Black Panther Party member’s guns seized after alleged plot to kill Colorado attorney general


A self-professed member of the Black Panther Party plotted to assassinate Colorado Attorney General Phil Weiser this summer, discussed his plans with an undercover FBI agent and drove past the attorney general’s Denver home multiple times to scope out the area, police allege in court records filed to seize the man’s guns.

Denver resident Bryce Shelby, 28, talked about shooting Weiser in the head, and told the undercover agent that he would “pull the trigger” himself and “did not mind getting ‘blood on his hands,'” according to an affidavit sworn by Denver police Detective Brad Baker. Shelby also said he wanted to kill Denver Mayor Michael Hancock and police Chief Paul Pazen, as well as Aurora Mayor Mike Coffman and police Chief Vanessa Wilson, according to the affidavit.

Colorado Attorney General Phil Weiser 

The FBI started a full investigation this summer, according to court records, but Shelby has not been charged with a crime in connection to the allegations. An FBI representative declined to comment on the case Monday.

In November, Denver police obtained from a judge an extreme risk protection order that detailed the accusations and compelled Shelby to turn over his two semi-automatic rifles to the department.

Shelby’s attorney, Michael Graetz, did not return a request for comment Monday. Shelby could not be reached.

Weiser was warned over the summer about a “serious threat” to his safety and that of other public officials, Colorado Attorney General’s Office spokesman Lawrence Pacheco said Monday. After Weiser reviewed the facts of the investigation, he chose not to file criminal charges, Pacheco said. He declined to say why Weiser made that decision and would not discuss how Weiser responded to the threat at the time, or whether he was present when Shelby is alleged to have driven past his home in August.

“Law enforcement agencies did seek and receive an extreme risk protection order against the individual who posed the threat, and given the risk, the attorney general thought that was the appropriate response,” Pacheco said.

Colorado’s controversial red-flag law went into effect a year ago, and allows family members or law enforcement to ask a judge, through an extreme risk protection order, to remove a person’s guns if the person presents a danger to themselves or others.

During a Nov. 4 hearing about the extreme risk protection order, Baker testified that the FBI’s case had stalled, but that police still wanted to separate Shelby from the rifles because they believed he presented a credible threat.

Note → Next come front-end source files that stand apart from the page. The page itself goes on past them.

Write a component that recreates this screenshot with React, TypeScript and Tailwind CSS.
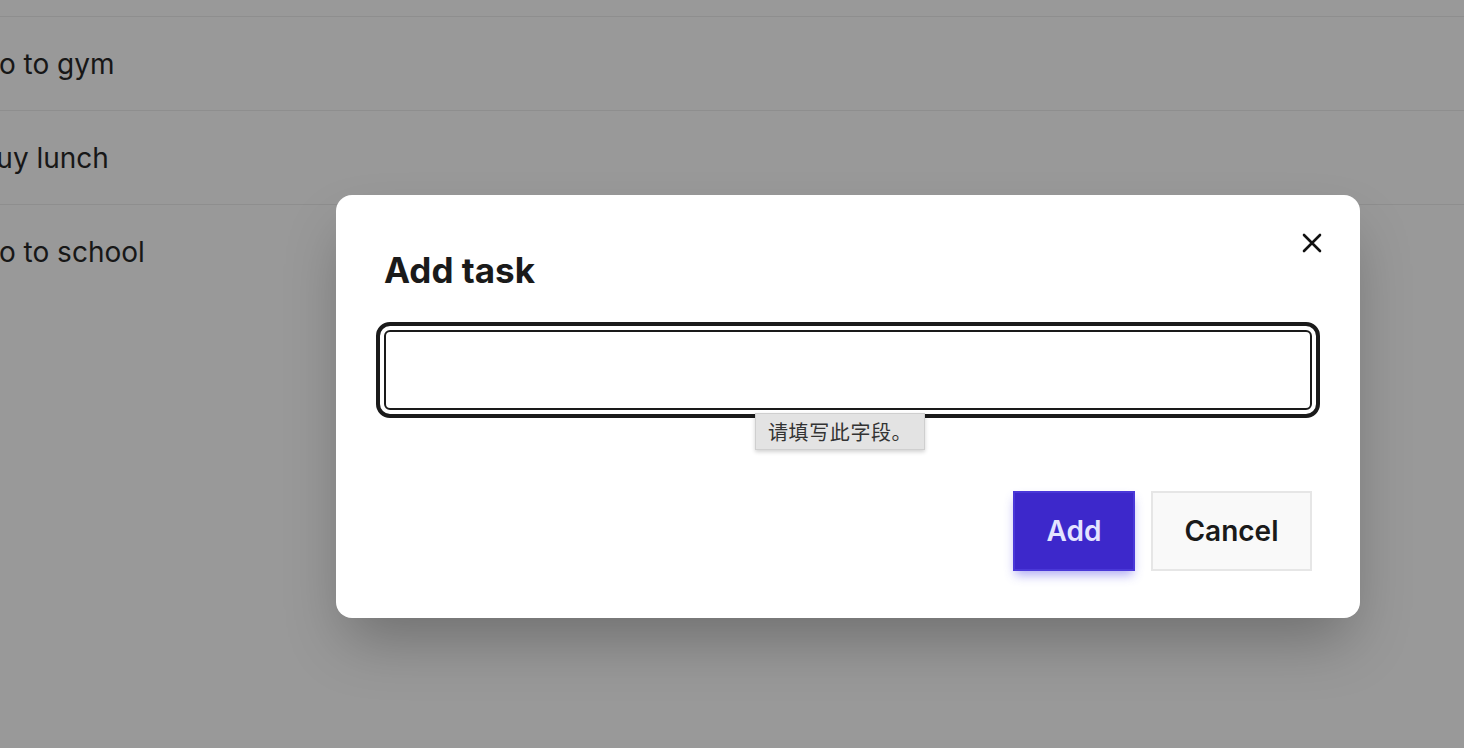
import { useState } from "react";

const tasks = ["Wake up early", "Go to gym", "Buy lunch", "Go to school"];

export default function App() {
  const [value, setValue] = useState("");

  return (
    <div
      className="relative h-[748px] w-full overflow-hidden bg-[#999999]"
      style={{ fontFamily: "Inter, 'Noto Sans', sans-serif" }}
    >
      {/* Task list behind the overlay */}
      <ul className="-mt-[77px] -ml-[22px] flex flex-col divide-y divide-[#8e8e8e]">
        {tasks.map((task) => (
          <li
            key={task}
            className="flex h-[94px] items-center text-[28px] text-[#171717]"
          >
            {task}
          </li>
        ))}
      </ul>

      {/* Modal */}
      <div className="absolute left-[336px] top-[195px] flex w-[1024px] flex-col rounded-2xl bg-white px-12 pb-[47px] pt-[53px] shadow-[0_30px_60px_-10px_rgba(0,0,0,0.28)]">
        <button className="absolute right-[38px] top-[38px] flex h-[20px] w-[20px] items-center justify-center text-[#111]">
          <svg width="20" height="20" viewBox="0 0 20 20" fill="none">
            <path
              d="M2 2L18 18M18 2L2 18"
              stroke="currentColor"
              strokeWidth="2.6"
              strokeLinecap="round"
            />
          </svg>
        </button>

        <h2 className="text-[35px] font-bold leading-[45px] text-[#1a1a1a]">
          Add task
        </h2>

        <div className="relative mt-[37px]">
          <input
            value={value}
            onChange={(e) => setValue(e.target.value)}
            className="block h-[80px] w-full rounded-md border-2 border-[#1a1a1a] px-4 text-[26px] outline-4 outline-offset-4 outline-[#1a1a1a]"
          />
          <div
            className="absolute left-[371px] top-[83px] flex h-[37px] items-center border border-[#cfcfcf] bg-[#e3e3e3] px-[12px] text-[20px] tracking-[0.6px] text-[#333] shadow-[0_2px_4px_rgba(0,0,0,0.18)]"
            style={{ fontFamily: "'Noto Sans CJK SC', sans-serif" }}
          >
            请填写此字段。
          </div>
        </div>

        <div className="mt-[81px] flex justify-end gap-4">
          <button className="h-[80px] w-[122px] border-2 border-[#4a38d8] bg-[#3d28cb] text-[28px] font-semibold text-[#e4e4ff] shadow-[0_6px_10px_-2px_rgba(79,70,229,0.45)]">
            Add
          </button>
          <button className="h-[80px] w-[161px] border-2 border-[#e6e6e6] bg-[#f9f9f9] text-[28px] font-semibold text-[#1a1a1a]">
            Cancel
          </button>
        </div>
      </div>
    </div>
  );
}
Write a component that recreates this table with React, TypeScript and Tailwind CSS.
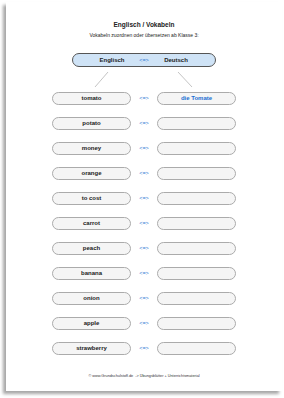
import React from "react";

const words = [
  "tomato",
  "potato",
  "money",
  "orange",
  "to cost",
  "carrot",
  "peach",
  "banana",
  "onion",
  "apple",
  "strawberry",
];

export default function App() {
  return (
    <div
      className="w-[284px] h-[398px] bg-white pl-[6px] pt-[2px] overflow-hidden"
      style={{ fontFamily: '"Liberation Sans", Arial, sans-serif' }}
    >
      <div className="w-[276px] h-[389px] bg-white shadow-[-3px_3px_3px_rgba(0,0,0,0.35)] flex flex-col items-center pt-[18px]">
        <div className="text-[6.5px] leading-[9px] font-bold text-[#222]">Englisch / Vokabeln</div>
        <div className="text-[5px] leading-[8px] mt-[2px] text-[#222]">
          Vokabeln zuordnen oder übersetzen ab Klasse 3:
        </div>
        <div className="mt-[14px] w-[144px] h-[14px] rounded-full border border-[#555] bg-[#cfe3f6] flex items-center justify-center">
          <span className="w-[50px] text-center text-[6px] font-bold text-[#222]">Englisch</span>
          <span className="w-[14px] text-center text-[5.5px] text-[#2f78d4]">&lt;=&gt;</span>
          <span className="w-[50px] text-center text-[6px] font-bold text-[#222]">Deutsch</span>
        </div>
        <svg width="276" height="25" viewBox="0 0 276 25" className="block">
          <line x1="102" y1="5" x2="89" y2="20" stroke="#b5b5b5" strokeWidth="0.8" />
          <line x1="172" y1="5" x2="186" y2="20" stroke="#b5b5b5" strokeWidth="0.8" />
        </svg>
        <div className="flex flex-col gap-[12px]">
          {words.map((w, i) => (
            <div key={w} className="flex items-center">
              <div className="w-[79px] h-[13px] rounded-full border border-[#ababab] bg-[#f5f5f5] flex items-center justify-center text-[6px] font-bold text-[#222]">
                {w}
              </div>
              <div className="w-[26px] text-center text-[5.5px] text-[#2f78d4]">&lt;=&gt;</div>
              <div className="w-[79px] h-[13px] rounded-full border border-[#ababab] bg-[#f5f5f5] flex items-center justify-center text-[6px] font-bold text-[#1a6fd3]">
                {i === 0 ? "die Tomate" : ""}
              </div>
            </div>
          ))}
        </div>
        <div className="mt-[19px] text-[3.8px] leading-[5px] text-[#333]">
          © www.Grundschulstoff.de &nbsp;-&gt; Übungsblätter + Unterrichtsmaterial
        </div>
      </div>
    </div>
  );
}
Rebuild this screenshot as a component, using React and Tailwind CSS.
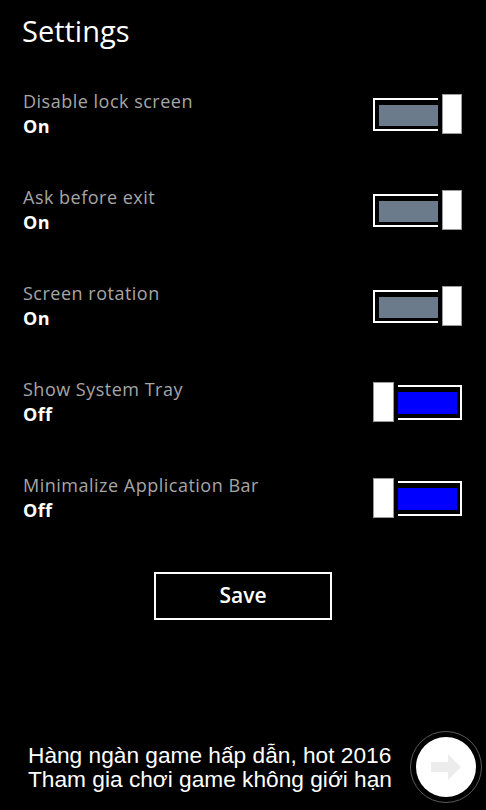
import React from "react";

const segoe = { fontFamily: '"Open Sans", "Noto Sans", sans-serif' };

function Toggle({ on }) {
  if (on) {
    return (
      <div className="flex items-center gap-[4px]">
        <div className="border-[2px] border-r-0 border-white pl-[4px] pt-[5px] pb-[3px]">
          <div className="w-[59px] h-[21px] bg-[#6c7b8c]" />
        </div>
        <div className="w-[20px] h-[40px] bg-white border border-[#9a9a9a]" />
      </div>
    );
  }
  return (
    <div className="flex items-center gap-[4px]">
      <div className="w-[21px] h-[40px] bg-white border border-[#9a9a9a]" />
      <div className="border-[2px] border-l-0 border-white pr-[3px] pt-[5px] pb-[4px]">
        <div className="w-[59px] h-[22px] bg-[#0000ff]" />
      </div>
    </div>
  );
}

const rows = [
  { label: "Disable lock screen", on: true },
  { label: "Ask before exit", on: true },
  { label: "Screen rotation", on: true },
  { label: "Show System Tray", on: false },
  { label: "Minimalize Application Bar", on: false },
];

export default function App() {
  return (
    <div className="h-[810px] w-[486px] bg-black flex flex-col overflow-hidden" style={segoe}>
      <div className="h-[66px] pl-[22px] pt-[11px]">
        <div className="text-white text-[29px] leading-[40px]">Settings</div>
      </div>
      {rows.map((r) => (
        <div key={r.label} className="h-[96px] flex items-center justify-between pl-[23px] pr-[24px]">
          <div className="flex flex-col">
            <div className="text-[#a6a6a6] text-[18px] leading-[25px] tracking-[0.5px]">{r.label}</div>
            <div className="text-white text-[18px] leading-[25px] font-bold tracking-[0.4px]">{r.on ? "On" : "Off"}</div>
          </div>
          <Toggle on={r.on} />
        </div>
      ))}
      <div className="flex justify-center mt-[26px]">
        <div className="w-[178px] h-[48px] border-[2px] border-white flex items-center justify-center text-white text-[21px] font-semibold">
          Save
        </div>
      </div>
      <div className="mt-auto flex items-center justify-between pl-[28px] pr-[4px] pb-[7px]">
        <div
          className="text-white text-[22.7px] leading-[24px]"
          style={{ fontFamily: '"Liberation Sans", Arial, sans-serif' }}
        >
          <div>Hàng ngàn game hấp dẫn, hot 2016</div>
          <div>Tham gia chơi game không giới hạn</div>
        </div>
        <div className="w-[72px] h-[72px] rounded-full border border-[#5a5a5a] flex items-center justify-center">
          <div className="w-[60px] h-[60px] rounded-full bg-white flex items-center justify-center">
            <svg width="30" height="26" viewBox="0 0 30 26">
              <path d="M0 8 H17 V0 L30 13 L17 26 V18 H0 Z" fill="#ececec" />
            </svg>
          </div>
        </div>
      </div>
    </div>
  );
}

“From my understanding, and it’s somewhat limited, but from my understanding the investigation into the respondent by the FBI has come to an impasse where they have not been able to develop enough information at this time to charge him criminally,” Baker testified, according to a transcript.

Shelby reached out to people he believed were former members of the military for tactical advice and training on how to get away with the killing, Baker testified. He hoped to escape after killing Weiser in order to see if the attacks prompted political change, and if they did not, hoped to commit more killings, according to the affidavit.

Shelby, through his attorney, did not fight the protection order and agreed on Nov. 12 to surrender the semi-automatic rifles for a year, according to the order. Denver police confirmed Monday that they have taken possession of the guns.

According to the transcript, Baker testified that FBI officials had seen Shelby in possession of two high-powered semi-automatic rifles: an AR-15 and a SKS. Shelby claimed one of the rifles he owned was a “ghost gun” that was manufactured without a serial number, according to the affidavit.

Shelby first came to the attention of law enforcement after posting threats on Instagram and Facebook during the summer. He started making plans in July and visited Weiser’s home in August, according to the petition for the extreme risk protection order.

The court documents do not specify which Black Panther Party Shelby claims to be a part of.

The New Black Panther Party, founded in 1989, is classified as a hate group and is separate from the original Black Panther Party of the 1960s and 70s, according to the Southern Poverty Law Center. In 2013, the New Black Panther Party for Self-Defense formed when some members broke away from the New Black Panther Party, according to the center. It is also considered a hate group.

Micah Johnson, the man who killed five police officers in Dallas in 2016, was a former member of the New Black Panther Party for Self-Defense, according to the Southern Poverty Law Center.

Shelby’s prior criminal history in Colorado includes convictions for publicly consuming marijuana and illegally possessing a weapon in Aurora in 2011, according to the Colorado Bureau of Investigation.